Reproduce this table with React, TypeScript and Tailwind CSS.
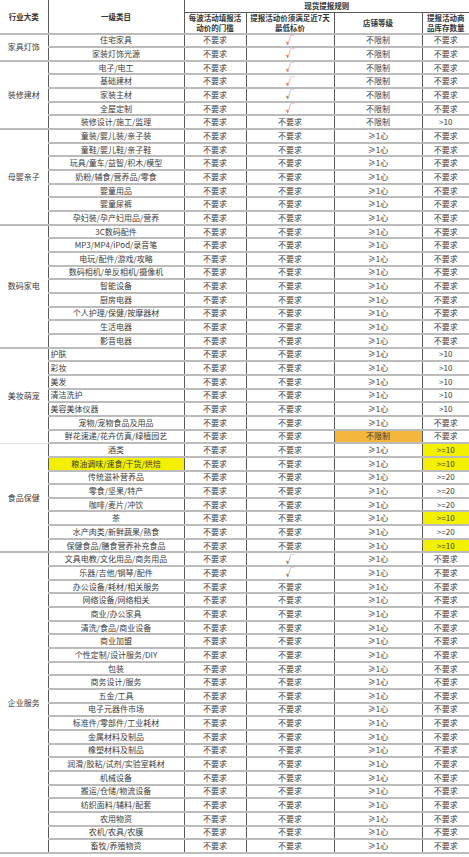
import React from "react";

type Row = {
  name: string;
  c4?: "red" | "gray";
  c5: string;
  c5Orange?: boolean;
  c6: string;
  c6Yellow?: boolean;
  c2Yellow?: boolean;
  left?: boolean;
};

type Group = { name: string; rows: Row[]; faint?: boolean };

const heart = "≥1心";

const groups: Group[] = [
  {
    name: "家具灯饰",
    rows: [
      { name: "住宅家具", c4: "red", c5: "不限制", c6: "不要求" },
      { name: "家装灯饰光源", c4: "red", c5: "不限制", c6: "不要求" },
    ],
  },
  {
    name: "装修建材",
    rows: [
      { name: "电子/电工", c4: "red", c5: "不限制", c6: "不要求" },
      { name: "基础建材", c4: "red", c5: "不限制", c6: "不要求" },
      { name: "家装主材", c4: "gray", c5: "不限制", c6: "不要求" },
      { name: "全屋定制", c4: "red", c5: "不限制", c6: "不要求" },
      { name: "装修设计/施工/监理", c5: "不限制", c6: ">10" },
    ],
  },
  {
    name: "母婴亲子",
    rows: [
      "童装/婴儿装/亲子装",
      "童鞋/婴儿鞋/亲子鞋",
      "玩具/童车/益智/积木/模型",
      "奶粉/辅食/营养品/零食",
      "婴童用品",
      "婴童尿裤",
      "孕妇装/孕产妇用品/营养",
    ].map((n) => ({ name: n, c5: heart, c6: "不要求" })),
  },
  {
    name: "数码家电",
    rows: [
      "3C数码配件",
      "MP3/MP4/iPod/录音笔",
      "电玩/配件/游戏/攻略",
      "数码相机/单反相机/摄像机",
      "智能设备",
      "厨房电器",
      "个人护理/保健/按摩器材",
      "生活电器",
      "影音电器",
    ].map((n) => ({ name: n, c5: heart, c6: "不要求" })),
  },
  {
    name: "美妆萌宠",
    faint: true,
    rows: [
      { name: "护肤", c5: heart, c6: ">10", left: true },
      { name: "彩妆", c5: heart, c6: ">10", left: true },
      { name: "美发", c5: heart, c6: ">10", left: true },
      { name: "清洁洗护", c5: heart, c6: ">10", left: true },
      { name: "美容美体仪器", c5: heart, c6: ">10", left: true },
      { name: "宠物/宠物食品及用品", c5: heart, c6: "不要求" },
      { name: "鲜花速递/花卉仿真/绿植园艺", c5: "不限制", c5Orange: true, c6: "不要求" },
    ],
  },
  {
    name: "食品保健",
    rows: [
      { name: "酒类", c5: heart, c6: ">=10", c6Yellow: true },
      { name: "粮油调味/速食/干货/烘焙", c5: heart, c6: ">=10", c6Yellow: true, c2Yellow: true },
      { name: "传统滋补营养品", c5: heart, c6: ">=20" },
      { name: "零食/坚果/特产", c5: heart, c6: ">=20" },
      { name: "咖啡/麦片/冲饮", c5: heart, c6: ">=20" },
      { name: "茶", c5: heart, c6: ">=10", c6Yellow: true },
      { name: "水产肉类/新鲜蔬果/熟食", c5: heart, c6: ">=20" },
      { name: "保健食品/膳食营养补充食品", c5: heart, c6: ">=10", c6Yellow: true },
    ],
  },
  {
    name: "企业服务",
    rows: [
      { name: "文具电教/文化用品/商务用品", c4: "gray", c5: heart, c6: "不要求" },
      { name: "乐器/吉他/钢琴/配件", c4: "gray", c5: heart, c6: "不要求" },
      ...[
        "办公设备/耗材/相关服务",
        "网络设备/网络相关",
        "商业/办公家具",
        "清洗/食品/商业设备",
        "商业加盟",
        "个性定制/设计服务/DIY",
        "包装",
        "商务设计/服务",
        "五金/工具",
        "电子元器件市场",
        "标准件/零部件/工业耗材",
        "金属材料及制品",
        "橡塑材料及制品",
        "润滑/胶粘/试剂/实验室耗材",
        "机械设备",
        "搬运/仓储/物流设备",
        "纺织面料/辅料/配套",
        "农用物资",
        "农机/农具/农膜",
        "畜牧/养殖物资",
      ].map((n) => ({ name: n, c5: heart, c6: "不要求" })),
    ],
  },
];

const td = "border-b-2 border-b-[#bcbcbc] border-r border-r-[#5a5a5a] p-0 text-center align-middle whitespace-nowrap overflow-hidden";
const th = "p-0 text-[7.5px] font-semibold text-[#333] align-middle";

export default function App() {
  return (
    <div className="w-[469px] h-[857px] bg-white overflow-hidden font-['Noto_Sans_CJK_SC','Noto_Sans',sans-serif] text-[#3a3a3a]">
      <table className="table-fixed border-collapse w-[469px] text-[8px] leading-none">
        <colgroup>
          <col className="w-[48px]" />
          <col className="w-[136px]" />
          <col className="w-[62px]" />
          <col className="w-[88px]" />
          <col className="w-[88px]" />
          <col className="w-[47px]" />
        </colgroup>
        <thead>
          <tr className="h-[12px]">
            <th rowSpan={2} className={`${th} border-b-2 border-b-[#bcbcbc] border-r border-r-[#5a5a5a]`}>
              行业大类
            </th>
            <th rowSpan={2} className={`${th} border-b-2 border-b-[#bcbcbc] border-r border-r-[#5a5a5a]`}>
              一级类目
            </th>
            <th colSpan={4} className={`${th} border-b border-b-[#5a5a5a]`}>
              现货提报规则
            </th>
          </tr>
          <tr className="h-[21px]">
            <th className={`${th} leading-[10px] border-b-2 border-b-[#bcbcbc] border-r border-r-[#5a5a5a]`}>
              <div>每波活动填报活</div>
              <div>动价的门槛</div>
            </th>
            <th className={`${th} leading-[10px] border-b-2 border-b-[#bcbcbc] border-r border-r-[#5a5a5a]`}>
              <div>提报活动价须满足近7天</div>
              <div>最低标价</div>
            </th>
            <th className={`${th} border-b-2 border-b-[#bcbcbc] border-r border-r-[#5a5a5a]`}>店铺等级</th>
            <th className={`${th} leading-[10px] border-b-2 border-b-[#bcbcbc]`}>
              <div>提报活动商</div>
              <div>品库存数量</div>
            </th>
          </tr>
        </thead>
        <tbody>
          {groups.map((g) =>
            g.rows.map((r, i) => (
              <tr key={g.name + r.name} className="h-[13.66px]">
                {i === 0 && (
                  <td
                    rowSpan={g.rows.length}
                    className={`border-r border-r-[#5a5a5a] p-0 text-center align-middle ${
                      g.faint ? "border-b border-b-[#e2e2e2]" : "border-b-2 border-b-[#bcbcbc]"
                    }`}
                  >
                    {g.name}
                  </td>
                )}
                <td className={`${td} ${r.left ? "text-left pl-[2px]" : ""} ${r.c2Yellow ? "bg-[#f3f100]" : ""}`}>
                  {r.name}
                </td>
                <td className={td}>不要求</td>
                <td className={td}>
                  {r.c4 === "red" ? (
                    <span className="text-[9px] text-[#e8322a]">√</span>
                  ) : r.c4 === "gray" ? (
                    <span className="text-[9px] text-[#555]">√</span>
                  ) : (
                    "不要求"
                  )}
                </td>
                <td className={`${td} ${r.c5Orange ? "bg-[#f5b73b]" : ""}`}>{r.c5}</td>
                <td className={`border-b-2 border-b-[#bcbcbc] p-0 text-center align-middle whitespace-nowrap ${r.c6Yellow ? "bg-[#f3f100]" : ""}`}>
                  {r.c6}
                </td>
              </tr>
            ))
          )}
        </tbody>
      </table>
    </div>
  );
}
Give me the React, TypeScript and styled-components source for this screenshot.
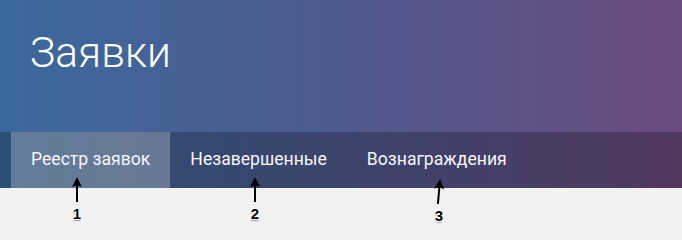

### PROMPT
Leaving out the pictures, repeat the data above exactly.

### REPLY
Reproduce this table with React, TypeScript and Tailwind CSS.
import React from "react";

type Row = {
  name: string;
  c4?: "red" | "gray";
  c5: string;
  c5Orange?: boolean;
  c6: string;
  c6Yellow?: boolean;
  c2Yellow?: boolean;
  left?: boolean;
};

type Group = { name: string; rows: Row[]; faint?: boolean };

const heart = "≥1心";

const groups: Group[] = [
  {
    name: "家具灯饰",
    rows: [
      { name: "住宅家具", c4: "red", c5: "不限制", c6: "不要求" },
      { name: "家装灯饰光源", c4: "red", c5: "不限制", c6: "不要求" },
    ],
  },
  {
    name: "装修建材",
    rows: [
      { name: "电子/电工", c4: "red", c5: "不限制", c6: "不要求" },
      { name: "基础建材", c4: "red", c5: "不限制", c6: "不要求" },
      { name: "家装主材", c4: "gray", c5: "不限制", c6: "不要求" },
      { name: "全屋定制", c4: "red", c5: "不限制", c6: "不要求" },
      { name: "装修设计/施工/监理", c5: "不限制", c6: ">10" },
    ],
  },
  {
    name: "母婴亲子",
    rows: [
      "童装/婴儿装/亲子装",
      "童鞋/婴儿鞋/亲子鞋",
      "玩具/童车/益智/积木/模型",
      "奶粉/辅食/营养品/零食",
      "婴童用品",
      "婴童尿裤",
      "孕妇装/孕产妇用品/营养",
    ].map((n) => ({ name: n, c5: heart, c6: "不要求" })),
  },
  {
    name: "数码家电",
    rows: [
      "3C数码配件",
      "MP3/MP4/iPod/录音笔",
      "电玩/配件/游戏/攻略",
      "数码相机/单反相机/摄像机",
      "智能设备",
      "厨房电器",
      "个人护理/保健/按摩器材",
      "生活电器",
      "影音电器",
    ].map((n) => ({ name: n, c5: heart, c6: "不要求" })),
  },
  {
    name: "美妆萌宠",
    faint: true,
    rows: [
      { name: "护肤", c5: heart, c6: ">10", left: true },
      { name: "彩妆", c5: heart, c6: ">10", left: true },
      { name: "美发", c5: heart, c6: ">10", left: true },
      { name: "清洁洗护", c5: heart, c6: ">10", left: true },
      { name: "美容美体仪器", c5: heart, c6: ">10", left: true },
      { name: "宠物/宠物食品及用品", c5: heart, c6: "不要求" },
      { name: "鲜花速递/花卉仿真/绿植园艺", c5: "不限制", c5Orange: true, c6: "不要求" },
    ],
  },
  {
    name: "食品保健",
    rows: [
      { name: "酒类", c5: heart, c6: ">=10", c6Yellow: true },
      { name: "粮油调味/速食/干货/烘焙", c5: heart, c6: ">=10", c6Yellow: true, c2Yellow: true },
      { name: "传统滋补营养品", c5: heart, c6: ">=20" },
      { name: "零食/坚果/特产", c5: heart, c6: ">=20" },
      { name: "咖啡/麦片/冲饮", c5: heart, c6: ">=20" },
      { name: "茶", c5: heart, c6: ">=10", c6Yellow: true },
      { name: "水产肉类/新鲜蔬果/熟食", c5: heart, c6: ">=20" },
      { name: "保健食品/膳食营养补充食品", c5: heart, c6: ">=10", c6Yellow: true },
    ],
  },
  {
    name: "企业服务",
    rows: [
      { name: "文具电教/文化用品/商务用品", c4: "gray", c5: heart, c6: "不要求" },
      { name: "乐器/吉他/钢琴/配件", c4: "gray", c5: heart, c6: "不要求" },
      ...[
        "办公设备/耗材/相关服务",
        "网络设备/网络相关",
        "商业/办公家具",
        "清洗/食品/商业设备",
        "商业加盟",
        "个性定制/设计服务/DIY",
        "包装",
        "商务设计/服务",
        "五金/工具",
        "电子元器件市场",
        "标准件/零部件/工业耗材",
        "金属材料及制品",
        "橡塑材料及制品",
        "润滑/胶粘/试剂/实验室耗材",
        "机械设备",
        "搬运/仓储/物流设备",
        "纺织面料/辅料/配套",
        "农用物资",
        "农机/农具/农膜",
        "畜牧/养殖物资",
      ].map((n) => ({ name: n, c5: heart, c6: "不要求" })),
    ],
  },
];

const td = "border-b-2 border-b-[#bcbcbc] border-r border-r-[#5a5a5a] p-0 text-center align-middle whitespace-nowrap overflow-hidden";
const th = "p-0 text-[7.5px] font-semibold text-[#333] align-middle";

export default function App() {
  return (
    <div className="w-[469px] h-[857px] bg-white overflow-hidden font-['Noto_Sans_CJK_SC','Noto_Sans',sans-serif] text-[#3a3a3a]">
      <table className="table-fixed border-collapse w-[469px] text-[8px] leading-none">
        <colgroup>
          <col className="w-[48px]" />
          <col className="w-[136px]" />
          <col className="w-[62px]" />
          <col className="w-[88px]" />
          <col className="w-[88px]" />
          <col className="w-[47px]" />
        </colgroup>
        <thead>
          <tr className="h-[12px]">
            <th rowSpan={2} className={`${th} border-b-2 border-b-[#bcbcbc] border-r border-r-[#5a5a5a]`}>
              行业大类
            </th>
            <th rowSpan={2} className={`${th} border-b-2 border-b-[#bcbcbc] border-r border-r-[#5a5a5a]`}>
              一级类目
            </th>
            <th colSpan={4} className={`${th} border-b border-b-[#5a5a5a]`}>
              现货提报规则
            </th>
          </tr>
          <tr className="h-[21px]">
            <th className={`${th} leading-[10px] border-b-2 border-b-[#bcbcbc] border-r border-r-[#5a5a5a]`}>
              <div>每波活动填报活</div>
              <div>动价的门槛</div>
            </th>
            <th className={`${th} leading-[10px] border-b-2 border-b-[#bcbcbc] border-r border-r-[#5a5a5a]`}>
              <div>提报活动价须满足近7天</div>
              <div>最低标价</div>
            </th>
            <th className={`${th} border-b-2 border-b-[#bcbcbc] border-r border-r-[#5a5a5a]`}>店铺等级</th>
            <th className={`${th} leading-[10px] border-b-2 border-b-[#bcbcbc]`}>
              <div>提报活动商</div>
              <div>品库存数量</div>
            </th>
          </tr>
        </thead>
        <tbody>
          {groups.map((g) =>
            g.rows.map((r, i) => (
              <tr key={g.name + r.name} className="h-[13.66px]">
                {i === 0 && (
                  <td
                    rowSpan={g.rows.length}
                    className={`border-r border-r-[#5a5a5a] p-0 text-center align-middle ${
                      g.faint ? "border-b border-b-[#e2e2e2]" : "border-b-2 border-b-[#bcbcbc]"
                    }`}
                  >
                    {g.name}
                  </td>
                )}
                <td className={`${td} ${r.left ? "text-left pl-[2px]" : ""} ${r.c2Yellow ? "bg-[#f3f100]" : ""}`}>
                  {r.name}
                </td>
                <td className={td}>不要求</td>
                <td className={td}>
                  {r.c4 === "red" ? (
                    <span className="text-[9px] text-[#e8322a]">√</span>
                  ) : r.c4 === "gray" ? (
                    <span className="text-[9px] text-[#555]">√</span>
                  ) : (
                    "不要求"
                  )}
                </td>
                <td className={`${td} ${r.c5Orange ? "bg-[#f5b73b]" : ""}`}>{r.c5}</td>
                <td className={`border-b-2 border-b-[#bcbcbc] p-0 text-center align-middle whitespace-nowrap ${r.c6Yellow ? "bg-[#f3f100]" : ""}`}>
                  {r.c6}
                </td>
              </tr>
            ))
          )}
        </tbody>
      </table>
    </div>
  );
}
Give me the React, TypeScript and styled-components source for this screenshot.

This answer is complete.